A homeowner in Maine is being forced to pay a whopping sum as the result of a property maintenance dispute, potentially leading to widespread change in her local government that could make it even harder on local property owners.
According to the Kennebac Journal and Morning Sentinel, April Carrigan, a property owner in the town of Madison, ME, has been ordered to pay $15,000 for violating the town’s property maintenance ordinance.
The hefty fine was issued after a year-long dispute in Skowhegan District Court over Carrigan’s property maintenance habits. Carrigan’s property at 68 Old Point Ave. is quite eclectic, featuring a detached garage, playground equipment, farm animals, and a giant pig named “Oinker.”

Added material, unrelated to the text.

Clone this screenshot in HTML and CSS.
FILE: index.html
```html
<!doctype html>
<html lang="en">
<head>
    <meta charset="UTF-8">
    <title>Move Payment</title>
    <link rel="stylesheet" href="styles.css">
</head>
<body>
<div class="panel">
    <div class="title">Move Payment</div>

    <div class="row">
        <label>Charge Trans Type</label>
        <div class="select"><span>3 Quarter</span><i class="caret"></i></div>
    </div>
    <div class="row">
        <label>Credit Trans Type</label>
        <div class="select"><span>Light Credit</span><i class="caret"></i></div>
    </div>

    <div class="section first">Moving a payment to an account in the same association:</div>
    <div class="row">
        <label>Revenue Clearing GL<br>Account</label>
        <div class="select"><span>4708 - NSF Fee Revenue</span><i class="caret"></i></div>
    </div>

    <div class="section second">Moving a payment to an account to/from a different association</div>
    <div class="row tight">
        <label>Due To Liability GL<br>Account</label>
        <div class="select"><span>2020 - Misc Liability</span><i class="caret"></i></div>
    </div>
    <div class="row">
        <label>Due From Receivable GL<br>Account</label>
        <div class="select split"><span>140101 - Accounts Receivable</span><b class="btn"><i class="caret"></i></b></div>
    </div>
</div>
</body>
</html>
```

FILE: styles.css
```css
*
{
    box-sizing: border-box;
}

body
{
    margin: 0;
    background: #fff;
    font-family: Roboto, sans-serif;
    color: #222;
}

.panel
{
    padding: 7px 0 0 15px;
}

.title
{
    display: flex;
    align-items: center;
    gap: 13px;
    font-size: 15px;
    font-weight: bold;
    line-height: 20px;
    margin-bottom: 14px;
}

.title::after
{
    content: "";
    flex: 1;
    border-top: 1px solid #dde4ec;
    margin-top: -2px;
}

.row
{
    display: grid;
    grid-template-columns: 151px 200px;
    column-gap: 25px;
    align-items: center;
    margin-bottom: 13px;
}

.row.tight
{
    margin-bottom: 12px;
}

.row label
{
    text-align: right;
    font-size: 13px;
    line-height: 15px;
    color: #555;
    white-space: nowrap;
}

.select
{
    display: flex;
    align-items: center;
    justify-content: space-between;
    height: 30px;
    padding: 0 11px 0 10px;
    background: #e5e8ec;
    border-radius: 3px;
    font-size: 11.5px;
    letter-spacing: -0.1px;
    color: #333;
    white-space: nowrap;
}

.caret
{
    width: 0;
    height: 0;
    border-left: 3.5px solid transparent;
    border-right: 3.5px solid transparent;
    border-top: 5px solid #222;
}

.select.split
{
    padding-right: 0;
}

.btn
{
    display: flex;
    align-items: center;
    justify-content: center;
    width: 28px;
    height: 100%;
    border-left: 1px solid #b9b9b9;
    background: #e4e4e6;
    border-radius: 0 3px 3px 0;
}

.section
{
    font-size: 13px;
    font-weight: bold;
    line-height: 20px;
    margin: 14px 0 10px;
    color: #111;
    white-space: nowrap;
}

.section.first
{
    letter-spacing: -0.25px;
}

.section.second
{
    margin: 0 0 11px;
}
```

Carrigan’s boyfriend, George Hand, has begun cleaning up the yard as per the town’s order. However, he believes that his girlfriend is being unfairly targeted by the town following a petty dispute with a neighbor over water and sewer lines.

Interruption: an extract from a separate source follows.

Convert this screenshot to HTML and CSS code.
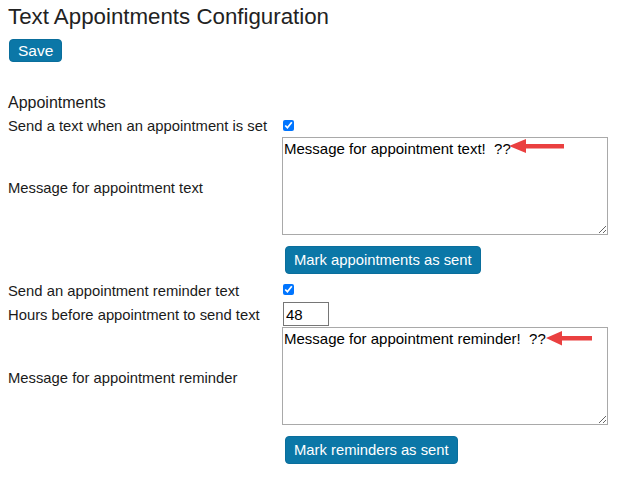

“Everything we have here is for a purpose,” Hand said. “We’re trying to get off the grid as much as possible.”
Once Carrigan’s neighbor brought her concerns to the public, Madison residents were asked to vote on a stricter property maintenance ordinance that would expedite such legal battles. This new ordinance would eliminate the need for Madison to sue property owners, instead allowing them to charge homeowners directly for maintenance violations.
“Hopefully this ordinance will expedite the court process, because we’ll be asking the court to allow the town to actually hire a service to come and remove the debris, unlicensed vehicles or that sort of thing,” said Madison Town Manager Tim Curtis. “It will also allow us to give that bill to the property owners.”
Unfortunately, Carrigan’s situation is not uncommon. The regulations surrounding property maintenance are so complex that many people rely on professional property management services to avoid unintentionally breaking the law.
The Kennebac Journal and Morning Sentinel is also reporting on the ongoing meetings between Madison residents to vote on these impending changes to the property maintenance ordinance.
On Monday night, residents debated whether or not homeowners should be allowed to own farm animals in downtown areas. Currently, the town is considering designating a “village area” in which owning the animals would be legal, so long as they do not negatively impact the quality of life for neighbors.
“The fact that certain rules can be different based on where you live may be difficult for people to understand, but I think people have to realize that having farm animals on your property when you live downtown can adversely affect your neighbor,” Curtis said at the meeting.
While Carrigan’s supporters and detractors continue to argue over the new property maintenance ordinance, many residents of the quaint town are hopeful that a fair and peaceful resolution will soon be reached.
“When it comes to farm animals, someone might say they want farm animals and another person might say they don’t,” said resident Michael Whalen. “It’s two different wills. It’s important though that we sit and talk about it.”